Thursday, April 7, 2016
A college painting professor of mine was once talking about sometimes feeling a lack of meaning or purpose in being an artist. Coming from a very successful, passionate painter, this surprised me and apparently struck close to home, as I still remember his musings 15 years later. I imagine that this is a common thought cycle for artists - is what we do extravagant, navel gazing, and at worst, useless? I admittedly sometimes find myself critical of my life's work - am I just creating more STUFF in a world where humans already create too much stuff? It is ironic to me that I am both a dedicated purger of personal belongings and a creator of things.
Since having a daughter in February, these thoughts have been creeping in a little more seriously. Now time spent in the studio means time away from my quickly growing and changing baby, so it better be worthwhile and meaningful and make her world better somehow.
In his discussion of purpose as an artist, my professor mentioned that his brother was an eye surgeon. He said that he looked at his brother's work, how his skills and actions directly improved his patients' lives, and was envious. Someone who could not see when he came into his office left with sight.
This morning though I woke up with that story in my head, and had this thought - if it is honorable to help someone see, if that gift changes their lives, then isn't it just as honorable to create beautiful things for people to use that gift for?
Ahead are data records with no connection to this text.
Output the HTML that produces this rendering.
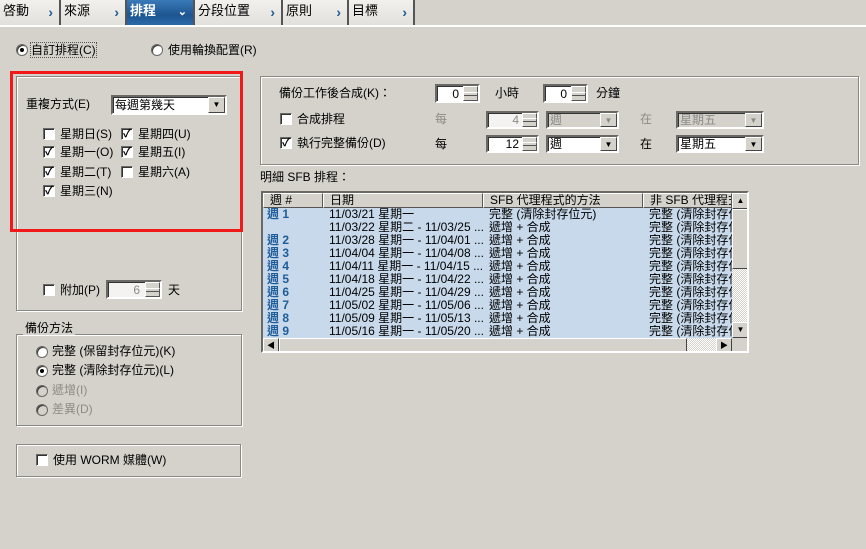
<!DOCTYPE html>
<html><head><meta charset="utf-8"><style>
*{margin:0;padding:0;box-sizing:border-box}
body{width:866px;height:549px;background:#d5d2cb;font-family:"Liberation Sans","Noto Sans CJK TC",sans-serif;font-size:12px;color:#000;position:relative;overflow:hidden}
.a{position:absolute;white-space:nowrap;line-height:14px}
.tab{position:absolute;top:0;height:25px;background:linear-gradient(#f2f1ee,#e2e0db);border-right:2px solid #555;font-size:13px;line-height:22px;padding-left:3px}
.tab .ar{position:absolute;right:6px;top:1px;color:#1b5c96;font-weight:bold;font-size:14px}
.sel{background:linear-gradient(#3a7ab8,#1d5590 60%,#2a6aa8);color:#fff;font-weight:bold}
.grp{position:absolute;border:1px solid #8a8883;box-shadow:1px 1px 0 #fff inset,1px 1px 0 #fff}
.cb{position:absolute;width:12px;height:12px;background:#fff;border:1px solid;border-color:#6b6966 #fff #fff #6b6966;box-shadow:inset 1px 1px 0 #333;font-size:11px;line-height:10px;text-align:center;font-weight:bold}
.rd{position:absolute;width:12px;height:12px;border-radius:50%;background:#fff;border:1px solid #6b6966;box-shadow:inset 1px 1px 0 #333}
.rd.on:after{content:"";position:absolute;left:3px;top:3px;width:4px;height:4px;border-radius:50%;background:#000}
.rd.dis{background:#d5d2cb}
.box{position:absolute;background:#fff;border:2px solid;border-color:#6b6966 #fff #fff #6b6966;box-shadow:inset 1px 1px 0 #333}
.spin{position:absolute;right:0;top:0;width:15px;height:100%;background:#d5d2cb}
.spin:before,.spin:after{content:"";position:absolute;left:0;right:0;height:50%;border:1px solid;border-color:#fff #555 #555 #fff}
.spin:before{top:0}.spin:after{bottom:0}
.dd{position:absolute;right:0;top:0;width:17px;height:100%;background:#d5d2cb;border:1px solid;border-color:#fff #444 #444 #fff;font-size:8px;text-align:center;line-height:14px}
.gray{color:#8d8b87}
.lst{position:absolute;left:261px;top:191px;width:488px;height:162px;border:2px solid;border-color:#6b6966 #fff #fff #6b6966;background:#d5d2cb;overflow:hidden}
.hd{position:absolute;top:0;height:15px;background:#d5d2cb;border:1px solid;border-color:#fff #555 #555 #fff;padding-left:6px;line-height:13px;white-space:nowrap;overflow:hidden}
.row{position:absolute;left:0;width:469px;height:13px;background:#c7d9ea;line-height:13px;white-space:nowrap;overflow:hidden}
.row span{position:absolute;top:0;white-space:nowrap}
.row span:last-child{width:83px;overflow:hidden}
.wk{font-weight:bold;color:#1f5c9a;left:4px}
</style></head><body>
<div style="position:absolute;left:0;top:25px;width:866px;height:2px;background:#fff"></div>
<div class="tab" style="left:0;width:61px">啓動<span class="ar">›</span></div>
<div class="tab" style="left:61px;width:66px">來源<span class="ar">›</span></div>
<div class="tab sel" style="left:127px;width:68px">排程<span class="ar" style="color:#fff;font-size:11px">⌄</span></div>
<div class="tab" style="left:195px;width:88px">分段位置<span class="ar">›</span></div>
<div class="tab" style="left:283px;width:66px">原則<span class="ar">›</span></div>
<div class="tab" style="left:349px;width:66px">目標<span class="ar">›</span></div>

<div class="rd on" style="left:16px;top:44px"></div>
<div class="a" style="left:31px;top:43px;outline:1px dotted #555">自訂排程(C)</div>
<div class="rd" style="left:151px;top:44px"></div>
<div class="a" style="left:168px;top:43px">使用輪換配置(R)</div>

<div class="grp" style="left:16px;top:76px;width:226px;height:235px"></div>
<div style="position:absolute;left:10px;top:71px;width:233px;height:161px;border:3px solid #f01818"></div>
<div class="a" style="left:26px;top:97px">重複方式(E)</div>
<div class="box" style="left:111px;top:95px;width:116px;height:20px"><span class="a" style="left:2px;top:1px">每週第幾天</span><div class="dd">▼</div></div>
<div class="cb" style="left:43px;top:128px"></div><div class="a" style="left:60px;top:127px">星期日(S)</div>
<div class="cb" style="left:121px;top:128px">✓</div><div class="a" style="left:138px;top:127px">星期四(U)</div>
<div class="cb" style="left:43px;top:146px">✓</div><div class="a" style="left:60px;top:145px">星期一(O)</div>
<div class="cb" style="left:121px;top:146px">✓</div><div class="a" style="left:138px;top:145px">星期五(I)</div>
<div class="cb" style="left:43px;top:166px">✓</div><div class="a" style="left:60px;top:165px">星期二(T)</div>
<div class="cb" style="left:121px;top:166px"></div><div class="a" style="left:138px;top:165px">星期六(A)</div>
<div class="cb" style="left:43px;top:185px">✓</div><div class="a" style="left:60px;top:184px">星期三(N)</div>

<div class="cb" style="left:43px;top:284px"></div><div class="a" style="left:60px;top:283px">附加(P)</div>
<div class="box" style="left:106px;top:280px;width:56px;height:19px;background:#f4f3f1"><span class="a gray" style="right:20px;top:1px">6</span><div class="spin"></div></div>
<div class="a" style="left:168px;top:283px">天</div>

<div class="grp" style="left:16px;top:334px;width:226px;height:92px"></div>
<div class="a" style="left:23px;top:321px;background:#d5d2cb;padding:0 2px">備份方法</div>
<div class="rd" style="left:36px;top:346px"></div><div class="a" style="left:52px;top:344px">完整 (保留封存位元)(K)</div>
<div class="rd on" style="left:36px;top:365px"></div><div class="a" style="left:52px;top:363px">完整 (清除封存位元)(L)</div>
<div class="rd dis" style="left:36px;top:385px"></div><div class="a gray" style="left:52px;top:383px">遞增(I)</div>
<div class="rd dis" style="left:36px;top:404px"></div><div class="a gray" style="left:52px;top:402px">差異(D)</div>

<div class="grp" style="left:16px;top:444px;width:225px;height:33px"></div>
<div class="cb" style="left:36px;top:454px"></div><div class="a" style="left:53px;top:453px">使用 WORM 媒體(W)</div>

<div class="grp" style="left:260px;top:76px;width:599px;height:89px"></div>
<div class="a" style="left:279px;top:86px">備份工作後合成(K)：</div>
<div class="box" style="left:435px;top:84px;width:45px;height:19px"><span class="a" style="right:19px;top:1px">0</span><div class="spin"></div></div>
<div class="a" style="left:495px;top:86px">小時</div>
<div class="box" style="left:543px;top:84px;width:45px;height:19px"><span class="a" style="right:19px;top:1px">0</span><div class="spin"></div></div>
<div class="a" style="left:596px;top:86px">分鐘</div>

<div class="cb" style="left:280px;top:113px"></div><div class="a" style="left:297px;top:112px">合成排程</div>
<div class="a gray" style="left:435px;top:112px">每</div>
<div class="box" style="left:486px;top:111px;width:53px;height:18px;background:#f4f3f1"><span class="a gray" style="right:18px;top:0">4</span><div class="spin"></div></div>
<div class="box" style="left:546px;top:111px;width:73px;height:18px;background:#d5d2cb"><span class="a gray" style="left:2px;top:0">週</span><div class="dd gray">▼</div></div>
<div class="a gray" style="left:640px;top:112px">在</div>
<div class="box" style="left:676px;top:111px;width:88px;height:18px;background:#d5d2cb"><span class="a gray" style="left:2px;top:0">星期五</span><div class="dd gray">▼</div></div>

<div class="cb" style="left:280px;top:137px">✓</div><div class="a" style="left:297px;top:136px">執行完整備份(D)</div>
<div class="a" style="left:435px;top:137px">每</div>
<div class="box" style="left:486px;top:135px;width:53px;height:18px"><span class="a" style="right:18px;top:0">12</span><div class="spin"></div></div>
<div class="box" style="left:546px;top:135px;width:73px;height:18px"><span class="a" style="left:2px;top:0">週</span><div class="dd">▼</div></div>
<div class="a" style="left:640px;top:137px">在</div>
<div class="box" style="left:676px;top:135px;width:88px;height:18px"><span class="a" style="left:2px;top:0">星期五</span><div class="dd">▼</div></div>

<div class="a" style="left:260px;top:170px">明細 SFB 排程：</div>
<div class="lst">
<div class="hd" style="left:0;width:60px">週 #</div>
<div class="hd" style="left:60px;width:160px">日期</div>
<div class="hd" style="left:220px;width:160px">SFB 代理程式的方法</div>
<div class="hd" style="left:380px;width:89px">非 SFB 代理程式的方法</div>
<div style="position:absolute;left:469px;top:0;width:17px;height:145px;background:repeating-conic-gradient(#fff 0 25%,#d5d2cb 0 50%) 0 0/2px 2px"></div>
<div style="position:absolute;left:469px;top:0;width:17px;height:16px;background:#d5d2cb;border:1px solid;border-color:#fff #444 #444 #fff;font-size:8px;text-align:center;line-height:14px">▲</div>
<div style="position:absolute;left:469px;top:16px;width:17px;height:60px;background:#d5d2cb;border:1px solid;border-color:#fff #444 #444 #fff"></div>
<div style="position:absolute;left:469px;top:129px;width:17px;height:16px;background:#d5d2cb;border:1px solid;border-color:#fff #444 #444 #fff;font-size:8px;text-align:center;line-height:14px">▼</div>
<div style="position:absolute;left:0;top:145px;width:469px;height:15px;background:repeating-conic-gradient(#fff 0 25%,#d5d2cb 0 50%) 0 0/2px 2px"></div>
<div style="position:absolute;left:0;top:145px;width:16px;height:15px;background:#d5d2cb;border:1px solid;border-color:#fff #444 #444 #fff;font-size:8px;text-align:center;line-height:13px">◀</div>
<div style="position:absolute;left:16px;top:145px;width:408px;height:15px;background:#d5d2cb;border:1px solid;border-color:#fff #444 #444 #fff"></div>
<div style="position:absolute;left:453px;top:145px;width:16px;height:15px;background:#d5d2cb;border:1px solid;border-color:#fff #444 #444 #fff;font-size:8px;text-align:center;line-height:13px">▶</div>
<div class="row" style="top:15px"><span class="wk">週 1</span><span style="left:66px">11/03/21 星期一</span><span style="left:226px">完整 (清除封存位元)</span><span style="left:386px">完整 (清除封存位元)</span></div>
<div class="row" style="top:28px"><span style="left:66px">11/03/22 星期二 - 11/03/25 ...</span><span style="left:226px">遞增 + 合成</span><span style="left:386px">完整 (清除封存位元)</span></div>
<div class="row" style="top:41px"><span class="wk">週 2</span><span style="left:66px">11/03/28 星期一 - 11/04/01 ...</span><span style="left:226px">遞增 + 合成</span><span style="left:386px">完整 (清除封存位元)</span></div>
<div class="row" style="top:54px"><span class="wk">週 3</span><span style="left:66px">11/04/04 星期一 - 11/04/08 ...</span><span style="left:226px">遞增 + 合成</span><span style="left:386px">完整 (清除封存位元)</span></div>
<div class="row" style="top:67px"><span class="wk">週 4</span><span style="left:66px">11/04/11 星期一 - 11/04/15 ...</span><span style="left:226px">遞增 + 合成</span><span style="left:386px">完整 (清除封存位元)</span></div>
<div class="row" style="top:80px"><span class="wk">週 5</span><span style="left:66px">11/04/18 星期一 - 11/04/22 ...</span><span style="left:226px">遞增 + 合成</span><span style="left:386px">完整 (清除封存位元)</span></div>
<div class="row" style="top:93px"><span class="wk">週 6</span><span style="left:66px">11/04/25 星期一 - 11/04/29 ...</span><span style="left:226px">遞增 + 合成</span><span style="left:386px">完整 (清除封存位元)</span></div>
<div class="row" style="top:106px"><span class="wk">週 7</span><span style="left:66px">11/05/02 星期一 - 11/05/06 ...</span><span style="left:226px">遞增 + 合成</span><span style="left:386px">完整 (清除封存位元)</span></div>
<div class="row" style="top:119px"><span class="wk">週 8</span><span style="left:66px">11/05/09 星期一 - 11/05/13 ...</span><span style="left:226px">遞增 + 合成</span><span style="left:386px">完整 (清除封存位元)</span></div>
<div class="row" style="top:132px"><span class="wk">週 9</span><span style="left:66px">11/05/16 星期一 - 11/05/20 ...</span><span style="left:226px">遞增 + 合成</span><span style="left:386px">完整 (清除封存位元)</span></div>
</div>
</body></html>
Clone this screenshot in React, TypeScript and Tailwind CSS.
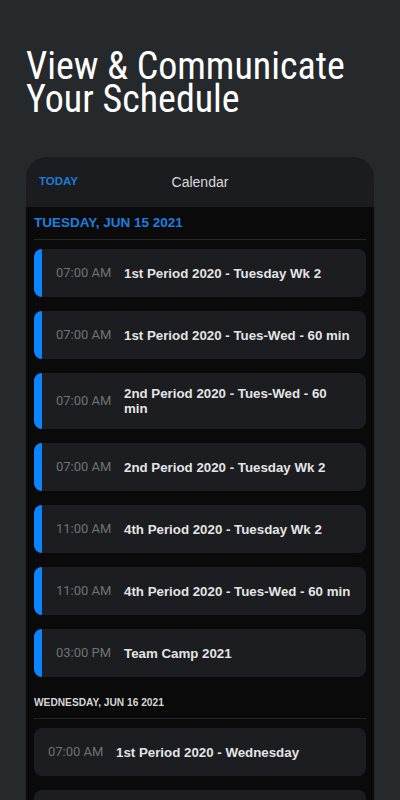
import React from "react";

type Item = { time: string; title: string; accent?: boolean };

const tuesday: Item[] = [
  { time: "07:00 AM", title: "1st Period 2020 - Tuesday Wk 2", accent: true },
  { time: "07:00 AM", title: "1st Period 2020 - Tues-Wed - 60 min", accent: true },
  { time: "07:00 AM", title: "2nd Period 2020 - Tues-Wed - 60 min", accent: true },
  { time: "07:00 AM", title: "2nd Period 2020 - Tuesday Wk 2", accent: true },
  { time: "11:00 AM", title: "4th Period 2020 - Tuesday Wk 2", accent: true },
  { time: "11:00 AM", title: "4th Period 2020 - Tues-Wed - 60 min", accent: true },
  { time: "03:00 PM", title: "Team Camp 2021", accent: true },
];

const wednesday: Item[] = [
  { time: "07:00 AM", title: "1st Period 2020 - Wednesday" },
  { time: "07:00 AM", title: "2nd Period 2020 - Wednesday" },
];

function EventRow({ time, title, accent }: Item) {
  return (
    <div className="flex rounded-lg overflow-hidden bg-[#1b1d20]">
      {accent && <div className="w-2 shrink-0 bg-[#0a84ff]" />}
      <div className="flex-1 min-w-0 flex items-center min-h-[48px] py-[13px] pl-[14px] pr-[13px] gap-[14px]">
        <span className="w-[54px] shrink-0 whitespace-nowrap font-['Roboto',sans-serif] text-[13px] text-[#6f7276]">
          {time}
        </span>
        <span className="flex-1 min-w-0 font-['Liberation_Sans',Arial,sans-serif] font-bold text-[13.3px] leading-[15px] text-[#e4e4e5]">
          {title}
        </span>
      </div>
    </div>
  );
}

export default function App() {
  return (
    <div className="w-[400px] h-[800px] overflow-hidden bg-[#26292c] pt-[50px]">
      <h1 className="px-[26px] font-['Liberation_Sans_Narrow','Roboto_Condensed','DejaVu_Sans_Condensed',sans-serif] text-[38px] leading-[33px] text-white">
        View &amp; Communicate
        <br />
        Your Schedule
      </h1>

      <div className="mx-[26px] mt-[41px] rounded-[22px] overflow-hidden bg-[#0a0a0b] font-['Liberation_Sans',Arial,sans-serif]">
        {/* header */}
        <div className="h-[50px] bg-[#1a1c1f] grid grid-cols-[1fr_auto_1fr] items-center px-[13px]">
          <span className="text-[11.5px] font-bold text-[#1f7bd8]">TODAY</span>
          <span className="text-[14px] text-[#d9d9da]">Calendar</span>
          <span />
        </div>

        <div className="px-2 pt-2 pb-6">
          <div className="pb-2 border-b border-[#252527] text-[13.5px] leading-4 font-bold text-[#1c7fe0]">
            TUESDAY, JUN 15 2021
          </div>
          <div className="mt-[9px] flex flex-col gap-[14px]">
            {tuesday.map((e, i) => (
              <EventRow key={i} {...e} />
            ))}
          </div>

          <div className="mt-[19px] pb-2 border-b border-[#252527] text-[10.2px] leading-[14px] font-bold text-[#d6d6d7]">
            WEDNESDAY, JUN 16 2021
          </div>
          <div className="mt-[9px] flex flex-col gap-[14px]">
            {wednesday.map((e, i) => (
              <EventRow key={i} {...e} />
            ))}
          </div>
        </div>
      </div>
    </div>
  );
}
What is full health and capacities of the senses for if not to enjoy the beauty in this world?
The photo above of Mairead at 7 weeks old depicts her turning her head to the left, her non-preferred side, to gaze up at a painting hanging over the bed. She loves to look at this painting, particularly the snow and dirt-striped hillside on the bottom left. As she looks, she gurgles and squeaks and flails her arms and legs in delight. And I think, if even just this little baby of mine gets so much pleasure from the images I paint, it is worthwhile work.